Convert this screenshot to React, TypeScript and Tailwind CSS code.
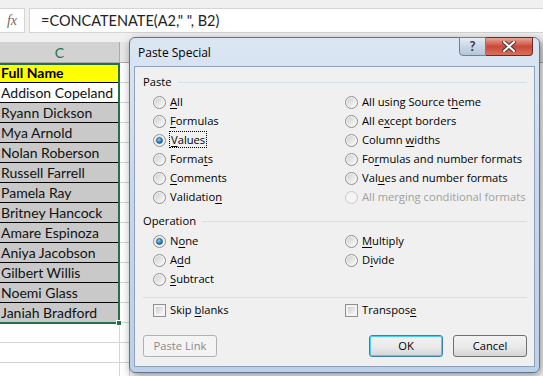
import React from 'react';

const names = [
  'Addison Copeland',
  'Ryann Dickson',
  'Mya Arnold',
  'Nolan Roberson',
  'Russell Farrell',
  'Pamela Ray',
  'Britney Hancock',
  'Amare Espinoza',
  'Aniya Jacobson',
  'Gilbert Willis',
  'Noemi Glass',
  'Janiah Bradford',
];

function Radio({ checked = false, disabled = false }: { checked?: boolean; disabled?: boolean }) {
  return (
    <svg width="13" height="13" viewBox="0 0 13 13" className="shrink-0">
      <defs>
        <linearGradient id="rfill" x1="0" y1="0" x2="1" y2="1">
          <stop offset="0" stopColor="#cfd0d1" />
          <stop offset="1" stopColor="#fbfbfb" />
        </linearGradient>
        <radialGradient id="rdot" cx="0.4" cy="0.35" r="0.7">
          <stop offset="0" stopColor="#8fd0f6" />
          <stop offset="0.6" stopColor="#2f86c6" />
          <stop offset="1" stopColor="#1c4d7a" />
        </radialGradient>
      </defs>
      <circle cx="6.5" cy="6.5" r="6" fill="#f4f4f4" stroke={disabled ? '#c8c8c8' : '#8e8f8f'} />
      {!disabled && <circle cx="6.5" cy="6.5" r="4.5" fill="url(#rfill)" />}
      {checked && <circle cx="6.5" cy="6.5" r="3" fill="url(#rdot)" stroke="#1a4a78" strokeWidth="0.6" />}
    </svg>
  );
}

function Check() {
  return (
    <span className="w-[13px] h-[13px] shrink-0 border border-[#8e8f8f] bg-[#f4f4f4] p-[2px] flex">
      <span className="flex-1 bg-gradient-to-br from-[#cbcfd4] to-[#f7f7f7]" />
    </span>
  );
}

function Opt({ children, checked, disabled }: { children: React.ReactNode; checked?: boolean; disabled?: boolean }) {
  return (
    <div className="h-[19px] flex items-center gap-[4px]">
      <Radio checked={checked} disabled={disabled} />
      <span className={disabled ? 'text-[#a0a0a0]' : 'text-black'}>{children}</span>
    </div>
  );
}

function Section({ title }: { title: string }) {
  return (
    <div className="h-[16px] flex items-center pl-[8px] pr-[7px]">
      <span>{title}</span>
      <span className="h-px flex-1 bg-[#d5dfe5] ml-[6px]" />
    </div>
  );
}

function U({ children }: { children: React.ReactNode }) {
  return <span className="underline underline-offset-2 decoration-1">{children}</span>;
}

export default function App() {
  return (
    <div className="relative w-[543px] h-[376px] overflow-hidden bg-white" style={{ fontFamily: 'Lato, sans-serif' }}>
      {/* formula bar */}
      <div className="h-[42px] bg-[#f0f0f0] pt-[8px]">
        <div className="h-[25px] flex gap-[4px]">
          <div className="w-[25px] bg-white border border-l-0 border-[#d4d4d4] flex items-center justify-center">
            <span className="italic text-[#6b6b6b] text-[14px]" style={{ fontFamily: '"Liberation Serif", serif' }}>fx</span>
          </div>
          <div className="flex-1 bg-white border border-r-0 border-[#d4d4d4] flex items-center pl-[11px] text-[14.5px] text-[#222]">
            =CONCATENATE(A2," ", B2)
          </div>
        </div>
      </div>

      {/* column header */}
      <div className="h-[21px] flex bg-[#e6e6e6] border-b border-[#ababab]">
        <div className="w-[120px] bg-[#d2d2d2] border-r border-[#ababab] flex items-center justify-center text-[#217346] text-[14px]">
          C
        </div>
        <div className="w-[10px] border-r border-[#ababab]" />
      </div>

      {/* cells */}
      <div className="flex">
        <div className="w-[120px] relative">
          <div className="h-[20px] bg-[#ffff00] border-b border-black font-bold text-[14px] leading-[19px] pl-[1px] text-black">Full Name</div>
          {names.map((n, i) => (
            <div
              key={n}
              className={`h-[20px] border-b border-black text-[14px] leading-[19px] pl-[1px] text-[#111] ${i === 0 ? 'bg-white' : 'bg-[#c9c9c9]'}`}
            >
              {n}
            </div>
          ))}
          <div className="absolute left-0 top-0 w-[120px] h-[261px] border-2 border-l-0 border-[#217346] pointer-events-none" />
          <div className="absolute left-[116px] top-[257px] w-[6px] h-[6px] bg-[#217346] border border-white" />
          <div className="h-[20px] border-b border-r border-[#d4d4d4]" />
          <div className="h-[20px] border-b border-r border-[#d4d4d4]" />
          <div className="h-[20px] border-r border-[#d4d4d4]" />
        </div>
        <div className="w-[10px] border-r border-[#d4d4d4]">
          {Array.from({ length: 16 }).map((_, i) => (
            <div key={i} className="h-[20px] border-b border-[#d4d4d4]" />
          ))}
        </div>
      </div>

      {/* Paste Special dialog */}
      <div
        className="absolute left-[129px] top-[37px] w-[411px] h-[336px] rounded-[6px] border border-[#5d7590] bg-gradient-to-b from-[#dbe6f3] via-[#c6d7ec] to-[#bcd0e8] shadow-[2px_3px_10px_rgba(0,0,0,0.45)] flex flex-col px-[4px] pb-[5px]"
        style={{ fontFamily: '"Open Sans", sans-serif' }}
      >
        <div className="h-[28px] flex items-start">
          <span className="pl-[4px] pt-[6px] text-[12px] text-black">Paste Special</span>
          <div className="ml-auto flex h-[19px] -mt-px mr-[2px]">
            <div className="w-[27px] rounded-bl-[4px] border border-[#6f819a] bg-gradient-to-b from-[#e5edf6] via-[#c9d6e5] to-[#b6c6da] flex items-center justify-center text-[#3a3a3a] text-[13px] font-bold" style={{ fontFamily: 'Lato, sans-serif' }}>
              ?
            </div>
            <div className="w-[47px] rounded-br-[4px] border border-l-0 border-[#6b2b22] bg-gradient-to-b from-[#e8a497] via-[#c9483a] to-[#d8705f] flex items-center justify-center">
              <svg width="14" height="11" viewBox="0 0 14 11">
                <path d="M2 1 L12 10 M12 1 L2 10" stroke="#3c3c3c" strokeWidth="4" strokeLinecap="square" />
                <path d="M2 1 L12 10 M12 1 L2 10" stroke="#fff" strokeWidth="2" strokeLinecap="square" />
              </svg>
            </div>
          </div>
        </div>

        <div className="flex-1 bg-[#f0f0f0] border border-[#8ea2ba] text-[11.2px] text-black flex flex-col">
          <div className="mt-[7px]">
            <Section title="Paste" />
          </div>
          <div className="mt-[3px] grid grid-cols-[192px_1fr] pl-[18px]">
            <Opt><U>A</U>ll</Opt>
            <Opt>All using Source t<U>h</U>eme</Opt>
            <Opt><U>F</U>ormulas</Opt>
            <Opt>All e<U>x</U>cept borders</Opt>
            <Opt checked>
              <span className="outline outline-1 outline-dotted outline-black px-[1px]"><U>V</U>alues</span>
            </Opt>
            <Opt>Column <U>w</U>idths</Opt>
            <Opt>Forma<U>t</U>s</Opt>
            <Opt>Fo<U>r</U>mulas and number formats</Opt>
            <Opt><U>C</U>omments</Opt>
            <Opt>Val<U>u</U>es and number formats</Opt>
            <Opt>Validatio<U>n</U></Opt>
            <Opt disabled>All mer<U>g</U>ing conditional formats</Opt>
          </div>
          <div className="mt-[6px]">
            <Section title="Operation" />
          </div>
          <div className="mt-[3px] grid grid-cols-[192px_1fr] pl-[18px]">
            <Opt checked>N<U>o</U>ne</Opt>
            <Opt><U>M</U>ultiply</Opt>
            <Opt>A<U>d</U>d</Opt>
            <Opt>D<U>i</U>vide</Opt>
            <Opt><U>S</U>ubtract</Opt>
            <div />
          </div>
          <div className="mt-[8px] ml-[8px] mr-[7px] h-px bg-[#d5dfe5]" />
          <div className="mt-[3px] grid grid-cols-[192px_1fr] pl-[18px]">
            <div className="h-[19px] flex items-center gap-[4px]">
              <Check />
              <span>Skip <U>b</U>lanks</span>
            </div>
            <div className="h-[19px] flex items-center gap-[4px]">
              <Check />
              <span>Transpos<U>e</U></span>
            </div>
          </div>
          <div className="mt-[15px] flex pl-[8px] pr-[7px]">
            <div className="w-[74px] h-[22px] rounded-[3px] border border-[#adb2b5] bg-[#f4f4f4] text-[#8a8a8a] flex items-center justify-center">
              Paste Link
            </div>
            <div className="ml-auto w-[74px] h-[22px] rounded-[3px] border border-[#3c7fb1] shadow-[inset_0_0_0_1px_#48d1f8] bg-gradient-to-b from-[#f2f2f2] via-[#ebebeb] to-[#d5d5d5] flex items-center justify-center">
              OK
            </div>
            <div className="ml-[10px] w-[74px] h-[22px] rounded-[3px] border border-[#707070] bg-gradient-to-b from-[#f2f2f2] via-[#ebebeb] to-[#d5d5d5] flex items-center justify-center">
              Cancel
            </div>
          </div>
        </div>
      </div>
    </div>
  );
}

******************************

From the data above, pick out each line containing "React" and copy it.

- The response -
Convert this screenshot to React, TypeScript and Tailwind CSS code.
import React from 'react';
function Opt({ children, checked, disabled }: { children: React.ReactNode; checked?: boolean; disabled?: boolean }) {
function U({ children }: { children: React.ReactNode }) {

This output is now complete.